Structural stability study and design of steel-glass composite structures under earthquake actions

The present paper studies the structural behavior and the necessary design aspects of steel and structural glazing composite buildings in areas with high seismic risk. In recent years, the great progress in the design of specialized types of glass structures reinforced with metal frames due to their high architectural impact created the need of additional design requirements against seismic action. A structural glass system when exposed to intense seismic conditions could experience significant damage that would reduce its bearing capacity and downgrade the life safety level. Thus, the enhancement of the stability and the structural performance of such structures subjected to seismic actions could lead to an optimal configuration of the composite steel and glass structural system. In the present study individual design specifications according to the Eurocodes Framework and Normative special Guides are assessed, and a methodology to evaluate the earthquake resistance of composite buildings with structural systems of steel and structural glazing is proposed. This methodology is applied to a case study and in particular, to the design of an Orthodox Church constructed with a load bearing system of steel and glass.
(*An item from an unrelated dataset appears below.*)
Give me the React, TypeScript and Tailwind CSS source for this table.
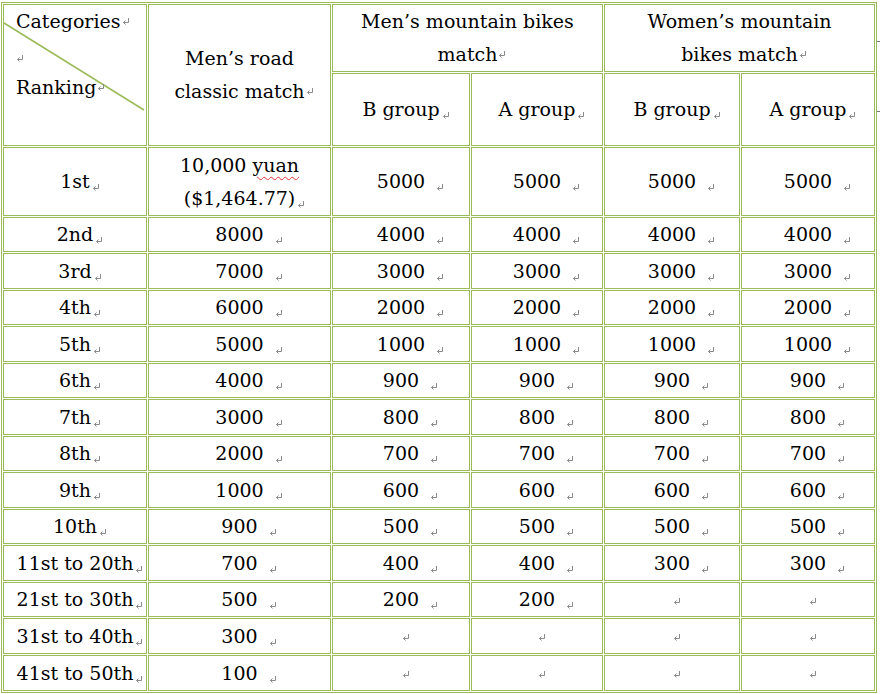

The overall system of the building has been numerically simulated using SCIA Engineer Software by a complex 3-D FEM model. This model includes all the structural steel frame elements as well as multiple laminated glass shell elements. The principal focus of the study is the structural stability of the system considering the interaction of glass facades with the steel elements during intense seismic conditions, taking into account specifications for the resistance of a single structural glass member according to the CNR-DT 210/2013-Guide. Applying the proposed method an appropriate percentage overlay could be achieved by choosing the right material distribution of structural glass that leads to a safe increase of the load-bearing capacity of the steel members, leading to less material usage of steel and increasing the transparency of the building.